7th July 2017


I've recently returned from a climbing trip to the uninhabited and quite magical isle of Pabbay, in the Outer Hebrides, and a long way from anywhere. Other Chamonix-based friends had made the pilgrimage in recent years, and all returned raving about the high quality of the climbing. Being a big fan of sea-cliff climbing, a visit was overdue..

The five-hour ferry journey to Castlebay on Barra impresses the great isolation and remoteness of the Outer Hebrides. The final leg, on a small open charter-boat expertly piloted by Francis, landed us on a wet headland to set up camp near to the only other occupants of the island - a large Dutch - German team.

The damp weather soon cleared, and with the sun out, we set about exploring our new home the next day. The majority of the main cliffs lie on the opposite (western) side of the island, and with bearings set, we dropped down to the Poop Deck for some non-committing single-pitch action. The rock is ancient Lewisian Gneiss, 2-3 billion years in the making, some of the roughest stone I've ever climbed on.


Climbing on Spring Squill

Sam Simpson enjoying the huge holds on Spring Squill (E1 5b), Banded Walls


Some of the bigger venues, such as the Great Arch and Grey Wall, require very steep and intimidating abseils of sometimes 90m and more. The rough texture and large crystals of the gneiss proved perfectly suited to compromising the abseil ropes of the unwary. Despite having three brand-new 100m static lines and plenty of rope protectors between our large team, one of the ropes still only survived three days..


The Poop Deck routes

Sam and Adam on the single-pitch routes at the Poop Deck

The Great Arch, Pabbay

Admiring the Great Arch


Despite the steep and committing nature of the situations, the rock itself proved incredibly sculpted, giving some huge holds and plenty of gear. An afternoon on the big classic E2, Prophecy of Drowning, with Sam and Adam was perhaps the highlight of my trip, an unlikely-looking line up the huge rock architecture of the Great Arch.

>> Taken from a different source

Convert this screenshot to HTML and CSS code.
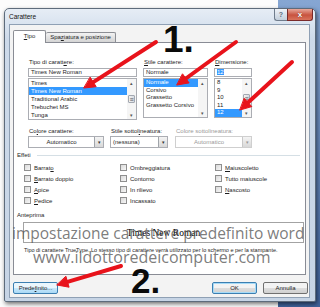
FILE: index.html
```html
<!DOCTYPE html>
<html lang="it">
<head>
    <meta charset="UTF-8">
    <meta name="viewport" content="width=device-width, initial-scale=1.0">
    <title>Carattere</title>
    <link rel="stylesheet" href="styles.css">
</head>
<body>
<div class="desk">
    <div class="dialog">
        <div class="titlebar">
            <span class="title">Carattere</span>
            <div class="caption-buttons">
                <span class="help">?</span>
                <span class="close">x</span>
            </div>
        </div>

        <div class="body">
            <div class="tabs">
                <span class="tab active"><u>T</u>ipo</span>
                <span class="tab">Spa<u>z</u>iatura e posizione</span>
            </div>

            <div class="panel">
                <!-- font / style / size pickers -->
                <div class="pickers">
                    <div class="field font-field">
                        <label>Tipo di caratt<u>e</u>re:</label>
                        <div class="input">Times New Roman</div>
                        <div class="list">
                            <div class="items">
                                <div class="item">Times</div>
                                <div class="item selected">Times New Roman</div>
                                <div class="item">Traditional Arabic</div>
                                <div class="item">Trebuchet MS</div>
                                <div class="item">Tunga</div>
                            </div>
                            <div class="scroll">
                                <span class="arrow">&#9652;</span>
                                <span class="thumb low">&#8801;</span>
                                <span class="arrow">&#9662;</span>
                            </div>
                        </div>
                    </div>
                    <div class="field style-field">
                        <label><u>S</u>tile carattere:</label>
                        <div class="input">Normale</div>
                        <div class="list short">
                            <div class="items">
                                <div class="item selected">Normale</div>
                                <div class="item">Corsivo</div>
                                <div class="item">Grassetto</div>
                                <div class="item">Grassetto Corsivo</div>
                            </div>
                            <div class="scroll">
                                <span class="arrow">&#9652;</span>
                                <span class="arrow">&#9662;</span>
                            </div>
                        </div>
                    </div>
                    <div class="field size-field">
                        <label><u>D</u>imensione:</label>
                        <div class="input"><span class="marked">12</span></div>
                        <div class="list short">
                            <div class="items">
                                <div class="item">8</div>
                                <div class="item">9</div>
                                <div class="item">10</div>
                                <div class="item">11</div>
                                <div class="item selected">12</div>
                            </div>
                            <div class="scroll">
                                <span class="arrow">&#9652;</span>
                                <span class="thumb">&#8801;</span>
                                <span class="arrow">&#9662;</span>
                            </div>
                        </div>
                    </div>
                </div>

                <!-- colour and underline -->
                <div class="dropdowns">
                    <div class="field color-field">
                        <label>Co<u>l</u>ore carattere:</label>
                        <div class="select"><span class="value">Automatico</span><span class="drop">&#9662;</span></div>
                    </div>
                    <div class="field underline-field">
                        <label>Stile sottol<u>i</u>neatura:</label>
                        <div class="select left"><span class="value">(nessuna)</span><span class="drop">&#9662;</span></div>
                    </div>
                    <div class="field ucolor-field disabled">
                        <label>Colore sottolineatura:</label>
                        <div class="select"><span class="value">Automatico</span><span class="drop">&#9662;</span></div>
                    </div>
                </div>

                <div class="group-title">Effeti<span class="rule"></span></div>
                <div class="checks">
                    <div class="check"><span class="box"></span><span>Barrat<u>o</u></span></div>
                    <div class="check"><span class="box"></span><span>Ombreggiatura</span></div>
                    <div class="check"><span class="box"></span><span><u>M</u>aiuscoletto</span></div>
                    <div class="check"><span class="box"></span><span><u>B</u>arrato doppio</span></div>
                    <div class="check"><span class="box"></span><span>Contorno</span></div>
                    <div class="check"><span class="box"></span><span>Tutto maiuscole</span></div>
                    <div class="check"><span class="box"></span><span><u>A</u>pice</span></div>
                    <div class="check"><span class="box"></span><span>In rilievo</span></div>
                    <div class="check"><span class="box"></span><span><u>N</u>ascosto</span></div>
                    <div class="check"><span class="box"></span><span><u>P</u>edice</span></div>
                    <div class="check"><span class="box"></span><span>Incassato</span></div>
                </div>

                <div class="group-title">Anteprima</div>
                <div class="preview">Times New Roman</div>
                <div class="desc">Tipo di carattere TrueType. Lo stesso tipo di carattere verrà utilizzato per lo schermo e per la stampante.</div>
            </div>

            <div class="footer">
                <button class="btn hot">Prede<u>f</u>inito...</button>
                <button class="btn default push">OK</button>
                <button class="btn">Annulla</button>
            </div>
        </div>
    </div>

    <!-- annotations on top of the screenshot -->
    <div class="watermark wm-title">impostazione carattere predefinito word</div>
    <div class="watermark wm-site">www.ildottoredeicomputer.com</div>
    <div class="step step-one">1.</div>
    <div class="step step-two">2.</div>

    <svg class="arrows" width="320" height="307" viewBox="0 0 320 307">
        <g stroke="#e8131b" stroke-width="4" stroke-linecap="round" fill="#e8131b">
            <line x1="156" y1="42" x2="93.3" y2="82.1"/>
            <polygon points="84,88 96.2,86.7 90.3,77.4" stroke-width="1"/>
            <line x1="236" y1="42" x2="185.9" y2="78.5"/>
            <polygon points="177,85 189.1,82.9 182.7,74.1" stroke-width="1"/>
            <line x1="292" y1="62" x2="248.1" y2="102.5"/>
            <polygon points="240,110 251.8,106.6 244.4,98.5" stroke-width="1"/>
            <line x1="121" y1="266" x2="67.5" y2="281.9"/>
            <polygon points="57,285 69.1,287.2 66,276.6" stroke-width="1"/>
        </g>
    </svg>
</div>
</body>
</html>
```

FILE: styles.css
```css
body {
    margin: 0;
    font-family: "Liberation Sans", Arial, sans-serif;
    font-size: 6px;
    color: #1e1e1e;
}

u {
    text-decoration-thickness: 1px;
}

.desk {
    position: relative;
    width: 320px;
    height: 307px;
    overflow: hidden;
    box-sizing: border-box;
    padding-top: 8px;
    background: linear-gradient(#86a6d3, #3e6199) right top / 42px 100% no-repeat, #fcfcfc;
}

.dialog {
    margin-left: 4px;
    width: 312px;
    height: 294px;
    box-sizing: border-box;
    border: 1px solid #5d6b7b;
    border-radius: 5px 5px 2px 2px;
    padding: 0 5px 3px 4px;
    display: flex;
    flex-direction: column;
    background: linear-gradient(#e6edf5, #cddaea 30px, #c6d4e5);
    box-shadow: 1px 2px 4px rgba(0, 0, 0, 0.55);
}

.titlebar {
    height: 15px;
    display: flex;
    align-items: flex-start;
}

.title {
    line-height: 15px;
    font-size: 6.5px;
    color: #111;
}

.caption-buttons {
    margin-left: auto;
    margin-right: -3px;
    display: flex;
}

.help,
.close {
    height: 12px;
    box-sizing: border-box;
    border: 1px solid #6f7c8c;
    border-top: none;
    display: flex;
    align-items: center;
    justify-content: center;
    font-weight: bold;
    color: #fff;
}

.help {
    width: 13px;
    border-right: none;
    border-radius: 0 0 0 3px;
    background: linear-gradient(#eef2f7, #c3cfdc);
    color: #5d6c80;
    font-size: 7px;
}

.close {
    width: 26px;
    border-color: #7a2a2a;
    border-radius: 0 0 3px 0;
    background: linear-gradient(#e9a99c, #c8533f 55%, #d9735c);
    font-size: 8px;
    text-shadow: 0 0 1px #5a1a10;
}

.body {
    flex: 1;
    display: flex;
    flex-direction: column;
    padding: 0 3px;
    border: 1px solid #8fa0b4;
    background: #f3f3f3;
}

.tabs {
    margin-top: 5px;
    height: 12px;
    display: flex;
    align-items: flex-end;
}

.tab {
    height: 10px;
    width: 70px;
    box-sizing: border-box;
    border: 1px solid #8c8e94;
    border-bottom: none;
    border-left: none;
    line-height: 9px;
    text-align: center;
    background: linear-gradient(#f3f3f3, #e2e2e2 50%, #d5d5d5);
    border-radius: 2px 2px 0 0;
}

.tab.active {
    width: 33px;
    height: 13px;
    line-height: 11px;
    margin-bottom: -1px;
    border-left: 1px solid #8c8e94;
    background: #fff;
    position: relative;
    z-index: 1;
}

.panel {
    height: 233px;
    box-sizing: border-box;
    border: 1px solid #898c95;
    background: #fff;
}

.field label {
    display: block;
    line-height: 8px;
    padding-left: 1px;
}

.pickers {
    display: flex;
    gap: 6px;
    margin-top: 15px;
    padding-left: 14px;
}

.font-field { width: 109px; }
.style-field { width: 65px; }
.size-field { width: 38px; }

.input {
    margin-top: 2px;
    height: 9px;
    box-sizing: border-box;
    border: 1px solid #abadb3;
    line-height: 7px;
    padding-left: 2px;
}

.marked {
    background: #3399ff;
    color: #fff;
}

.list {
    margin-top: 1px;
    display: flex;
    border: 1px solid #abadb3;
}

.items {
    flex: 1;
}

.item {
    line-height: 8px;
    padding-left: 2px;
}

.list.short .item {
    line-height: 7.5px;
}

.list.short {
    height: 39.5px;
    box-sizing: border-box;
}

.item.selected {
    background: #3399ff;
    color: #fff;
}

.scroll {
    width: 9px;
    display: flex;
    flex-direction: column;
    justify-content: space-between;
    align-items: center;
    background: #f5f5f5;
    color: #555;
    font-size: 5px;
}

.scroll .arrow {
    line-height: 8px;
}

.scroll .thumb {
    width: 7px;
    height: 8px;
    line-height: 8px;
    text-align: center;
    font-size: 7px;
    border: 1px solid #a3a8b1;
    border-radius: 1px;
    background: linear-gradient(to right, #f2f2f2, #d8dce2);
    box-sizing: border-box;
}

.dropdowns {
    display: flex;
    margin-top: 7px;
    padding-left: 14px;
}

.color-field { width: 76px; }
.underline-field { width: 58px; margin-left: 6px; }
.ucolor-field { width: 77px; margin-left: 7px; }

.select {
    margin-top: 1px;
    height: 12px;
    box-sizing: border-box;
    border: 1px solid #abadb3;
    display: flex;
}

.select .value {
    flex: 1;
    line-height: 10px;
    text-align: center;
}

.select.left .value {
    text-align: left;
    padding-left: 2px;
}

.select .drop {
    width: 8px;
    line-height: 10px;
    text-align: center;
    font-size: 5px;
    border-left: 1px solid #a0a4aa;
    background: linear-gradient(#f4f4f4, #d8d8d8);
    color: #333;
}

.disabled {
    color: #9a9a9a;
}

.disabled .select {
    border-color: #cfcfcf;
}

.disabled .drop {
    color: #999;
    border-color: #c8c8c8;
}

.group-title {
    display: flex;
    align-items: center;
    margin-top: 3px;
    padding-left: 3px;
    line-height: 8px;
}

.rule {
    flex: 1;
    height: 1px;
    margin: 0 5px 0 6px;
    background: #d5dfe5;
}

.checks {
    display: grid;
    grid-template-columns: 96px 95px 1fr;
    grid-auto-rows: 11px;
    margin-top: 3px;
    padding-left: 10px;
}

.checks .check:nth-child(10) {
    grid-column: 1;
}

.check {
    display: flex;
    align-items: center;
    gap: 3px;
}

.box {
    width: 7px;
    height: 7px;
    box-sizing: border-box;
    border: 1px solid #8f8f8f;
    background: linear-gradient(135deg, #d9d9d9, #f7f7f7);
}

.checks + .group-title {
    margin-top: 5px;
}

.preview {
    margin: 3px 0 0 9px;
    width: 281px;
    height: 21px;
    box-sizing: border-box;
    border: 1px solid #a3a3a3;
    display: flex;
    align-items: center;
    justify-content: center;
    font-family: "Liberation Serif", "Times New Roman", serif;
    font-size: 9.5px;
    color: #000;
}

.desc {
    margin-top: 3px;
    padding-left: 10px;
    line-height: 8px;
    font-size: 5.5px;
    white-space: nowrap;
}

.footer {
    display: flex;
    gap: 6px;
    margin-top: 7px;
    margin-right: -2px;
}

.btn {
    width: 45px;
    height: 12px;
    padding: 0;
    box-sizing: border-box;
    border: 1px solid #707070;
    border-radius: 2px;
    font-family: inherit;
    font-size: 6px;
    color: #1e1e1e;
    background: linear-gradient(#f3f3f3 45%, #dedede 50%, #d0d0d0);
}

.btn.hot {
    border-color: #3c7fb1;
    background: linear-gradient(#eaf6fd 45%, #c9e8fb 50%, #a9d9f6);
}

.btn.default {
    border-color: #3c7fb1;
    box-shadow: inset 0 0 0 1px #a6dbf8;
}

.btn.push {
    margin-left: auto;
}

.watermark {
    position: absolute;
    font-family: "Open Sans", sans-serif;
    color: rgba(90, 90, 90, 0.8);
    white-space: nowrap;
}

.wm-title {
    left: 12px;
    top: 226px;
    font-size: 15.5px;
    line-height: 15px;
}

.wm-site {
    left: 33px;
    top: 249px;
    font-size: 16px;
    line-height: 16px;
}

.step {
    position: absolute;
    font-family: "Liberation Sans", Arial, sans-serif;
    font-weight: bold;
    color: #0a0a0a;
}

.step-one {
    left: 163px;
    top: 21px;
    font-size: 37px;
    line-height: 37px;
}

.step-two {
    left: 131px;
    top: 263px;
    font-size: 35px;
    line-height: 35px;
}

.arrows {
    position: absolute;
    left: 0;
    top: 0;
}
```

Gav climbs the Prophecy of Drowning

Myself trying to find the right way on the classic Prophecy of Drowning (E2 5c). © Andy Thow

The Priest route, Pabbay

John Crook on the second pitch of The Priest (E1 5b), Great Arch

Endolphin Rush in Banded Walls, Pabbay

Climbers on Endolphin Rush (E3 5c), lost in the expanse of Banded Walls


 Fatigue kicked in by the final day, with myself and Sam preferring to lounge around seal-spotting rather than committing to the Grey Wall abseil. So we returned from an amazing trip with plenty left to explore on future visits. The climbing was almost as much fun as sharing a tent with Adam for a week. Possibly the best rock climbing venue in the British Isles?

Looking up the Sugar Cane Country route

Sam shortly before taking to the air off the immaculate Sugar Cane Country (E4 6a)

Old farmhouse ruins, Pabbay

Old farmhouse ruins near the camping area. The population was always very small, but after all of the able-bodied men were lost to a storm on a fishing trip in 1897, the island was soon disbanded.